Hurricane Katrina lifted this sediment sludge out of the water and spread it across all the affected regions of the Gulf. Not since Hurricane Betsy in 1965 has this happened on such a scale. As a result, arsenic and other highly dangerous chemicals are present at levels sufficient that much of the Gulf Coast could be declared a Superfund site. But the EPA is sitting on its hands, and will not act unless Congress instructs it to initiate a clean-up process necessary to protect the health and safety of the people of the Gulf Coast. I have introduced legislation to accomplish this, and I wish the Congress would consider it for the health and safety of our fellow Americans.
There is much more to discuss. We have between 60,000 to 70,000 survivors in metro Atlanta right now, and the needs are tremendous.
But let me conclude by saying that what we are left with is the fact that while the hurricane washed its "toxic gumbo" ashore, it also stripped away the veil that often hides issues of poverty and persistent racism in America. We can choose to ignore these issues and hope they go away, but we know they won't.
Alternately, we can rise to the challenge and work together to tackle these very difficult problems head on. The choice is ours.
DrSmellThis
03-04-2006, 06:21 PM
http://news.yahoo.com/s/ap/20060301/ap_on_go_pr_wh/katrina_video
belgareth
03-04-2006, 08:36 PM
http://news.yahoo.com/s/ap/20060303/ap_on_go_ot/katrina_video;_ylt=AmGeLxL3rF8ar1TQEn6v_fWyFz4D;_y lu=X3oDMTA5aHJvMDdwBHNlYwN5bmNhdA--
tim929
03-09-2006, 08:38 PM
I thought I would throw this in here and see who gets angry....The next time you hear a politician use the word "billion" in a casual manner, think about whether you want these "politicians" spending
your tax money.
A billion is a difficult number to comprehend, but one
advertising agency did a good job of putting that figure into some perspective in one of its releases.
a.. A billion seconds ago it was 1959.
b.. A billion minutes ago Jesus was alive.
c.. A billion hours ago our ancestors were living in the Stone
Age.
d.. A billion days ago no-one walked on the earth on two feet.
A billion dollars ago was only 8 hours and 20
minutes,
at the rate our government is spending it.
While this thought is still fresh in our brain, let's take a
look at New Orleans - It's amazing what you can learn with some simple
division ............
Louisiana Senator, Mary Landrieu (D), is presently asking the Congress for $250 BILLION to rebuild New Orleans.

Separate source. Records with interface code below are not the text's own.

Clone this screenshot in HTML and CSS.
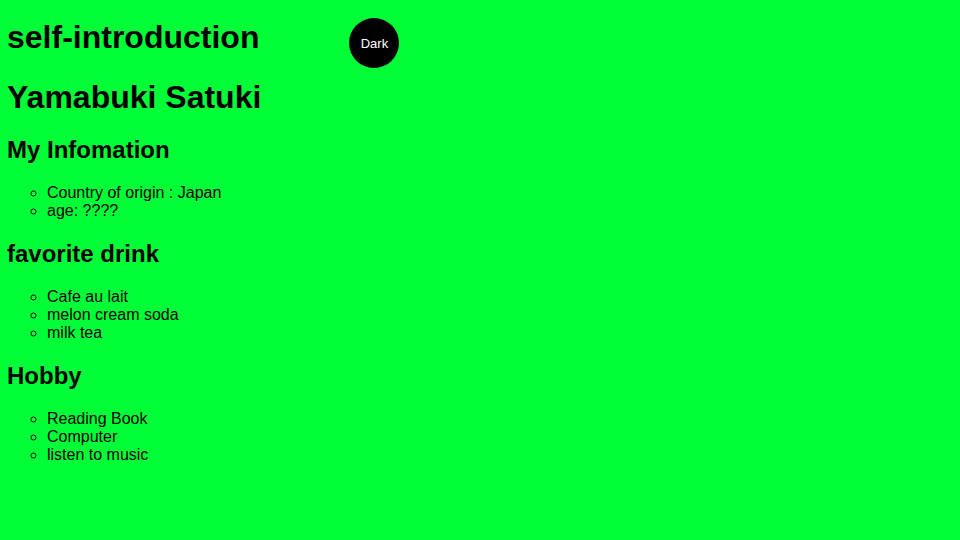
FILE: index.html
```
<!DOCTYPE html>
<html lang="en">
<head>
<meta charset="utf-8">
<title>self-introduction</title>
<link rel="stylesheet" href="styles.css">
</head>
<body>
<header class="top">
<h1>self-introduction</h1>
<button class="theme" type="button">Dark</button>
</header>
<main>
<h1>Yamabuki Satuki</h1>
<h2>My Infomation</h2>
<ul>
<li>Country of origin : Japan</li>
<li>age: ????</li>
</ul>
<h2>favorite drink</h2>
<ul>
<li>Cafe au lait</li>
<li>melon cream soda</li>
<li>milk tea</li>
</ul>
<h2>Hobby</h2>
<ul>
<li>Reading Book</li>
<li>Computer</li>
<li>listen to music</li>
</ul>
</main>
</body>
</html>
```
FILE: styles.css
```
body {
  margin: 0;
  padding: 18px 7px;
  background: #00ff37;
  color: #000;
  font-family: "Liberation Sans", Arial, sans-serif;
  font-size: 16px;
  line-height: 18px;
}

.top {
  display: flex;
  align-items: flex-start;
  gap: 90px;
}

h1 {
  margin: 0;
  font-size: 32px;
  line-height: 38px;
}

h2 {
  margin: 20px 0;
  font-size: 24px;
  line-height: 28px;
}

ul {
  margin: 16px 0;
  padding-left: 40px;
  list-style: circle;
}

.theme {
  width: 50px;
  height: 50px;
  padding: 0;
  border: 0;
  border-radius: 50%;
  background: #000;
  color: #fff;
  font-family: inherit;
  font-size: 13px;
}

main {
  margin-top: 10px;
}
```
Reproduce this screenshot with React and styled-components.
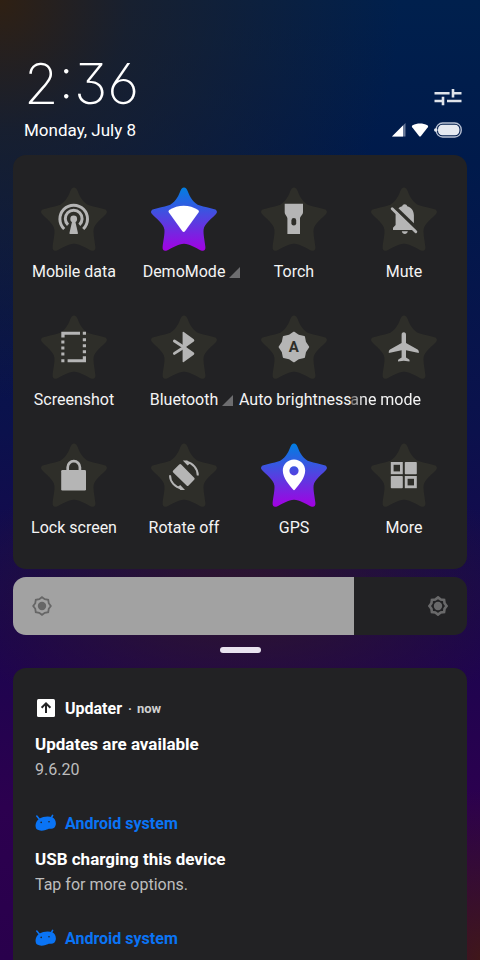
import React, { useState } from 'react';
import styled, { createGlobalStyle } from 'styled-components';

const GlobalStyle = createGlobalStyle`
  * {
    box-sizing: border-box;
  }

  body {
    margin: 0;
    background: #0a0f4a;
    color: #fff;
    font-family: Roboto, sans-serif;
  }
`;

const Shade = styled.main`
  display: flex;
  flex-direction: column;
  height: 100vh;
  padding: 54px 13px 0;
  overflow: hidden;
  background:
    radial-gradient(circle at 0 0, #2f2013 0, rgba(31, 32, 38, 0.75) 130px, transparent 400px),
    radial-gradient(ellipse 300px 140px at 50% 62%, #2f162c 0, transparent 100%),
    radial-gradient(ellipse 110px 170px at 100% 100%, #40171a 0, transparent 100%),
    linear-gradient(#00204d 0, #001a4b 17%, #0b114c 45%, #1b054f 66%, #2c004f 84%, #29004c 100%);
`;

const Header = styled.header`
  display: flex;
  align-items: flex-end;
  justify-content: space-between;
  padding: 0 5px 14px 11px;
`;

const Clock = styled.time`
  display: block;
  font-family: Inter, sans-serif;
  font-size: 56px;
  font-weight: 200;
  line-height: 60px;
  font-feature-settings: 'cv09', 'ss01';
`;

const DateText = styled.div`
  margin-top: 5px;
  font-size: 17px;
  line-height: 22px;
`;

const HeaderSide = styled.div`
  display: flex;
  flex-direction: column;
  align-items: flex-end;
  gap: 16px;
  padding-bottom: 3px;
`;

const IconButton = styled.button`
  display: flex;
  padding: 0;
  border: none;
  background: transparent;
  cursor: pointer;
`;

const StatusIcons = styled.div`
  display: flex;
  align-items: center;
  gap: 5px;
`;

const Card = styled.section`
  flex: none;
  border-radius: 13px;
  background: #222224;
`;

const TileGrid = styled(Card)`
  display: grid;
  grid-template-columns: repeat(4, minmax(0, 1fr));
  row-gap: 32px;
  padding: 31px 8px 31px 6px;
`;

const Tile = styled.button`
  display: flex;
  flex-direction: column;
  align-items: center;
  gap: 8px;
  padding: 0;
  border: none;
  background: transparent;
  color: ${({ $on }) => ($on ? '#fff' : '#b5b5b5')};
  font: inherit;
  cursor: pointer;
`;

const TileLabel = styled.span`
  display: grid;
  grid-template-columns: minmax(0, 1fr) auto minmax(0, 1fr);
  width: 100%;
  color: #f4f4f4;
  font-size: 16px;
  line-height: 20px;
  white-space: nowrap;
`;

const LabelText = styled.span`
  grid-column: 2;
`;

// long label caught halfway through its scroll, faded at the left edge
const ScrollingLabel = styled.span`
  align-self: flex-end;
  margin-right: 38px;
  color: #f4f4f4;
  font-size: 16px;
  line-height: 20px;
  white-space: nowrap;
  mask-image: linear-gradient(to right, rgba(0, 0, 0, 0.3), #000 14px);
`;

const ExpandMark = styled.svg`
  align-self: center;
  margin-left: 4px;
  fill: #6d6d6f;
`;

const Brightness = styled.label`
  position: relative;
  display: block;
  flex: none;
  margin-top: 8px;
`;

const BrightnessRange = styled.input`
  display: block;
  width: 100%;
  height: 58px;
  margin: 0;
  appearance: none;
  border-radius: 13px;
  cursor: pointer;

  &::-webkit-slider-thumb {
    appearance: none;
    width: 1px;
    height: 58px;
    background: transparent;
  }
`;

const BrightnessIcon = styled.svg`
  position: absolute;
  top: 19px;
  left: ${({ $end }) => ($end ? 'auto' : '19px')};
  right: ${({ $end }) => ($end ? '19px' : 'auto')};
  color: ${({ $end }) => ($end ? '#69696a' : '#666')};
  pointer-events: none;
`;

const Handle = styled.div`
  flex: none;
  align-self: center;
  width: 41px;
  height: 6px;
  margin: 12px 0 15px;
  border-radius: 3px;
  background: #e9e3ef;
`;

const Notifications = styled(Card)`
  display: flex;
  flex-direction: column;
  gap: 29px;
  padding: 28px 22px;
`;

const NotificationHead = styled.div`
  display: flex;
  align-items: center;
  height: 24px;
  margin-bottom: 12px;
  color: ${({ $system }) => ($system ? '#0a74f5' : '#fff')};
  font-size: 16px;
  font-weight: 700;
`;

const AppIcon = styled.svg`
  flex: none;
  width: 22px;
  height: 20px;
  margin-right: 8px;
`;

const When = styled.span`
  display: flex;
  gap: 5px;
  margin-left: 6px;
  color: #d0d0d0;
  font-size: 13px;
  font-weight: 700;
`;

const Title = styled.h2`
  margin: 0;
  font-size: 17px;
  font-weight: 700;
  line-height: 25px;
`;

const Body = styled.p`
  margin: 0;
  color: #bdbdbd;
  font-size: 16px;
  line-height: 25px;
`;

const STAR =
  'M34 1.5C35.8 1.5 36.8 3 37.6 5C40.4 12 43.4 17.4 50 19.6C54 21 59.6 21.8 64.4 23.2C67.2 24 67.6 26.2 66 28C62 32.6 54.4 37.6 53.6 43.4C53.1 48 54.8 55 55.4 61C55.7 64.2 53.8 65.6 51 64.4C45.6 62 39.6 57.8 34 57.8C28.4 57.8 22.4 62 17 64.4C14.2 65.6 12.3 64.2 12.6 61C13.2 55 14.9 48 14.4 43.4C13.6 37.6 6 32.6 2 28C.4 26.2.8 24 3.6 23.2C8.4 21.8 14 21 18 19.6C24.6 17.4 27.6 12 30.4 5C31.2 3 32.2 1.5 34 1.5Z';

// eight-pointed badge used by the brightness icons
const badgePoints = (cx, cy, outer, inner) =>
  Array.from({ length: 16 }, (_, i) => {
    const r = i % 2 ? inner : outer;
    const a = (i * Math.PI) / 8;
    return `${(cx + r * Math.sin(a)).toFixed(2)},${(cy - r * Math.cos(a)).toFixed(2)}`;
  }).join(' ');

const OFF = '#2e2e29';

const glyphs = {
  data: (
    <>
      <g fill="none" stroke="currentColor" strokeWidth="3">
        <path d="M24.2 43A13.8 13.8 0 1 1 43.2 43" />
        <path d="M28 38.8A8.4 8.4 0 1 1 39.4 38.8" />
      </g>
      <circle cx="33.7" cy="33" r="3.4" fill="currentColor" />
      <path d="M32.2 35H35.2L38 47.2Q38 48 37.2 48H30.2Q29.4 48 29.4 47.2Z" fill="currentColor" />
    </>
  ),
  wifi: (
    <path
      d="M18.9 26.6Q17.8 25 19.2 24C28 18.2 39.4 18.2 48.2 24Q49.6 25 48.5 26.6L35 45.2Q33.7 46.8 32.4 45.2Z"
      fill="currentColor"
    />
  ),
  torch: (
    <>
      <path d="M24.7 17.7H43V26.2C43 29 40 30 40 32.5V48H27.4V32.5C27.4 30 24.7 29 24.7 26.2Z" fill="currentColor" />
      <rect x="31.4" y="32" width="4.8" height="7.6" rx="2.4" fill={OFF} />
    </>
  ),
  mute: (
    <>
      <path
        d="M34.7 18.2C36 18.2 37 19 37.2 20.3C41.4 21.4 43.9 25 43.9 29.3V39.4L46 42V44H23V41.8L25.6 39V29.3C25.6 25 28 21.4 32.2 20.3C32.4 19 33.4 18.2 34.7 18.2Z"
        fill="currentColor"
      />
      <path d="M31.8 45.2H37.8C37.2 48.8 32.4 48.8 31.8 45.2Z" fill="currentColor" />
      <path d="M23.6 20L48.6 44.4" stroke={OFF} strokeWidth="3.6" />
      <path d="M22.2 22.8L45.8 45.8" stroke="currentColor" strokeWidth="2.9" strokeLinecap="round" />
    </>
  ),
  screenshot: (
    <path
      d="M21.3 17.7H40V20.7H24.6V23.5H21.3ZM42.8 17.7H46V20.7H42.8ZM21.3 26.4H24.4V29.4H21.3ZM21.3 32.4H24.4V35.4H21.3ZM21.3 38.4H24.4V41.4H21.3ZM21.3 45.3H24.4V48.3H21.3ZM42.8 24.2H46V27.2H42.8ZM42.8 30.2H46V33.2H42.8ZM42.8 36.2H46V39.2H42.8ZM42.8 42.2H46V48.3H27.6V45.3H42.8Z"
      fill="currentColor"
    />
  ),
  bluetooth: (
    <>
      <path
        d="M32.6 18.6Q32.6 17.4 33.8 18L43.8 25.2Q45 26.4 43.8 27.4L36 33L43.8 38.6Q45 39.8 43.8 40.8L33.8 48Q32.6 48.6 32.6 47.4Z"
        fill="currentColor"
      />
      <path d="M24.4 27L34 33.2L24.4 39.4" fill="none" stroke="currentColor" strokeWidth="2.9" strokeLinecap="round" />
    </>
  ),
  auto: (
    <>
      <polygon
        points={badgePoints(33.9, 33, 14.4, 12.2)}
        fill="currentColor"
        stroke="currentColor"
        strokeWidth="1.8"
        strokeLinejoin="round"
      />
      <text x="33.9" y="38" textAnchor="middle" fontSize="15" fontWeight="700" fill={OFF}>
        A
      </text>
    </>
  ),
  plane: (
    <path
      d="M33.8 18.2C35.4 18.2 36 19.4 36 20.8V29L47.6 35.4Q48.8 36.2 48.8 37.6V39L36 36.2V43.4L39.2 45.6Q39.8 46.2 39.5 47.6L33.8 46.8L28.1 47.6Q27.8 46.2 28.4 45.6L31.6 43.4V36.2L18.8 39V37.6Q18.8 36.2 20 35.4L31.6 29V20.8C31.6 19.4 32.2 18.2 33.8 18.2Z"
      fill="currentColor"
    />
  ),
  lock: (
    <>
      <rect x="21.2" y="28" width="24.8" height="20.4" rx="1.2" fill="currentColor" />
      <path d="M27.7 29V25.3A6.1 6.1 0 0 1 39.9 25.3V29" fill="none" stroke="currentColor" strokeWidth="2.7" />
    </>
  ),
  rotate: (
    <>
      <path
        d="M29.2 22.6Q30.2 21.6 31.2 22.6L44.2 35.8Q45.2 36.8 44.2 37.8L38.6 43.4Q37.6 44.4 36.6 43.4L23.2 30.4Q22.2 29.4 23.2 28.4Z"
        fill="currentColor"
      />
      <path d="M36 19.8C43 21.2 47.8 26.6 47.8 33.4M31.8 46.6C24.8 45.2 20 39.8 20 33.2" fill="none" stroke="currentColor" strokeWidth="2" />
      <path d="M32.8 18.4H37.4L40 21.4L37.6 23.4ZM35 48H30.4L27.8 45L30.2 43Z" fill="currentColor" />
    </>
  ),
  gps: (
    <path
      fillRule="evenodd"
      d="M34 17.4C40.4 17.4 45.2 22.4 45.2 28.6C45.2 36 38.6 43.4 35 47.6Q34 48.8 33 47.6C29.4 43.4 22.8 36 22.8 28.6C22.8 22.4 27.6 17.4 34 17.4ZM34 24.2A4.6 4.6 0 1 0 34 33.4A4.6 4.6 0 1 0 34 24.2Z"
      fill="currentColor"
    />
  ),
  more: (
    <>
      <g fill="currentColor">
        <rect x="34.8" y="20" width="12" height="12.2" rx=".8" />
        <rect x="20.8" y="34" width="12" height="12.2" rx=".8" />
      </g>
      <g fill="none" stroke="currentColor" strokeWidth="2.8">
        <rect x="22.2" y="21.4" width="9.2" height="9.4" />
        <rect x="36.2" y="35.4" width="9.2" height="9.4" />
      </g>
    </>
  ),
};

const tiles = [
  { id: 'data', label: 'Mobile data' },
  { id: 'wifi', label: 'DemoMode', on: true, expandable: true },
  { id: 'torch', label: 'Torch' },
  { id: 'mute', label: 'Mute' },
  { id: 'screenshot', label: 'Screenshot' },
  { id: 'bluetooth', label: 'Bluetooth', expandable: true },
  { id: 'auto', label: 'Auto brightness' },
  { id: 'plane', label: 'ane mode', scrolling: true },
  { id: 'lock', label: 'Lock screen' },
  { id: 'rotate', label: 'Rotate off' },
  { id: 'gps', label: 'GPS', on: true },
  { id: 'more', label: 'More' },
];

const notifications = [
  { id: 1, app: 'Updater', when: 'now', title: 'Updates are available', body: '9.6.20' },
  { id: 2, app: 'Android system', system: true, title: 'USB charging this device', body: 'Tap for more options.' },
  { id: 3, app: 'Android system', system: true },
];

const QuickTile = ({ tile }) => (
  <Tile type="button" aria-pressed={Boolean(tile.on)} $on={tile.on}>
    <svg width="68" height="68" viewBox="0 0 68 68" aria-hidden="true">
      <defs>
        <linearGradient id={`star-${tile.id}`} x1="0" y1="0" x2="0" y2="1">
          <stop offset="0" stopColor="#007fe2" />
          <stop offset=".45" stopColor="#4b48e0" />
          <stop offset="1" stopColor="#a400e2" />
        </linearGradient>
      </defs>
      <path d={STAR} fill={tile.on ? `url(#star-${tile.id})` : OFF} />
      {glyphs[tile.id]}
    </svg>
    {tile.scrolling ? (
      <ScrollingLabel>{tile.label}</ScrollingLabel>
    ) : (
      <TileLabel>
        <LabelText>{tile.label}</LabelText>
        {tile.expandable && (
          <ExpandMark width="11" height="11" viewBox="0 0 11 11" aria-hidden="true">
            <path d="M11 0V11H0Z" />
          </ExpandMark>
        )}
      </TileLabel>
    )}
  </Tile>
);

const SunIcon = ({ end }) => (
  <BrightnessIcon $end={end} width="20" height="20" viewBox="0 0 20 20" aria-hidden="true">
    <polygon
      points={badgePoints(10, 10, end ? 8.6 : 8.8, end ? 7.1 : 7.3)}
      fill="none"
      stroke="currentColor"
      strokeWidth={end ? 2.6 : 1.8}
    />
    <circle cx="10" cy="10" r="4.2" fill="currentColor" />
  </BrightnessIcon>
);

const UpdaterIcon = () => (
  <AppIcon viewBox="0 0 22 20" aria-hidden="true">
    <rect x="2" y="1" width="18" height="18" rx="1.5" fill="#fff" />
    <path d="M11 15V6M6.6 9.8L11 5.4L15.4 9.8" fill="none" stroke="#222224" strokeWidth="2" />
  </AppIcon>
);

const AndroidIcon = () => (
  <AppIcon viewBox="0 0 22 20" aria-hidden="true">
    <path d="M1.8 3L4.6 6.4M17.6 2.4L15.6 6" stroke="currentColor" strokeWidth="1.6" strokeLinecap="round" />
    <path
      d="M4.6 5.4C8 3.4 13.6 2.8 17.2 4.2C20 5.4 21.2 8.4 20.8 11.6C20.4 14.6 18.4 16 15.6 15.8C13.4 15.6 12.6 16.4 10.6 17C7.6 17.9 4.4 18 2.2 16.6C-.4 14.6-.2 8.2 4.6 5.4Z"
      fill="currentColor"
    />
    <circle cx="6.2" cy="9.4" r=".8" fill="#222224" />
    <circle cx="14" cy="8.8" r=".8" fill="#222224" />
  </AppIcon>
);

export default function App() {
  const [brightness, setBrightness] = useState(75);

  return (
    <>
      <GlobalStyle />
      <Shade>
        <Header>
          <div>
            <Clock>2:36</Clock>
            <DateText>Monday, July 8</DateText>
          </div>
          <HeaderSide>
            <IconButton type="button" aria-label="Edit settings">
              <svg width="28" height="18" viewBox="0 0 28 18" stroke="#dfe3ea" strokeWidth="2.6" fill="none">
                <path d="M.5 5.2H15.6M19 1V9.6M19 5.2H27.5M.5 13H9.4M9 8.8V17.2M13 13H27.5" />
              </svg>
            </IconButton>
            <StatusIcons>
              <svg width="14" height="14" viewBox="0 0 14 14" aria-hidden="true">
                <path d="M13.5 0V13.5H0Z" fill="#6a7a99" />
                <path d="M11 2.6V13.5H0Z" fill="#fff" />
              </svg>
              <svg width="18" height="14" viewBox="0 0 18 14" aria-hidden="true">
                <path d="M1.2 4.2Q.4 3 1.6 2.2C6 -.2 12 -.2 16.4 2.2Q17.6 3 16.8 4.2L9.8 13.2Q9 14 8.2 13.2Z" fill="#fff" />
              </svg>
              <svg width="28" height="16" viewBox="0 0 28 16" aria-hidden="true">
                <rect x="2.2" y="1" width="25" height="14" rx="6.4" fill="none" stroke="#b9c2d4" strokeWidth="1.4" />
                <rect x="4" y="2.8" width="21.4" height="10.4" rx="4.4" fill="#e6e9f0" />
                <circle cx="1.8" cy="8" r="1.8" fill="#e6e9f0" />
              </svg>
            </StatusIcons>
          </HeaderSide>
        </Header>

        <TileGrid aria-label="Quick settings">
          {tiles.map((tile) => (
            <QuickTile key={tile.id} tile={tile} />
          ))}
        </TileGrid>

        <Brightness>
          <BrightnessRange
            type="range"
            min="0"
            max="100"
            value={brightness}
            aria-label="Brightness"
            onChange={(e) => setBrightness(Number(e.target.value))}
            style={{ background: `linear-gradient(to right, #a2a2a2 ${brightness}%, #222224 ${brightness}%)` }}
          />
          <SunIcon />
          <SunIcon end />
        </Brightness>

        <Handle />

        <Notifications aria-label="Notifications">
          {notifications.map((item) => (
            <article key={item.id}>
              <NotificationHead $system={item.system}>
                {item.system ? <AndroidIcon /> : <UpdaterIcon />}
                {item.app}
                {item.when && (
                  <When>
                    <span>·</span>
                    <span>{item.when}</span>
                  </When>
                )}
              </NotificationHead>
              {item.title && <Title>{item.title}</Title>}
              {item.body && <Body>{item.body}</Body>}
            </article>
          ))}
        </Notifications>
      </Shade>
    </>
  );
}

Interesting number, what does it mean?
Well, if you are one of 484,674 residents of New Orleans (every
man,woman, child), you each get $516, 528.
Or, if you have one of the 188,251 homes in New Orleans, your
home gets $1, 329,787
Or, if you are a family of four, your family gets $2,066,012.So tell me again where the problem is?:think:
Netghost56
03-09-2006, 09:12 PM
250b for NO is kinda high, but not insane. Consider the environmental damage, the rebuilding (and replanning against future problems), new job opportunities, new tourist opportunities, not to mention the levees, emergency crew management, and definitely a new emergency plan.
I think all the homes lower district should be built on poles, like they do in Galveston or other coastal areas. If not, then take all that debris and elevate that area so it won't flood so much. They also need a government-run fleet of emergency rescue boats and choppers manned by people with rescue training. There's lots they could do to prevent this and all it takes is some money.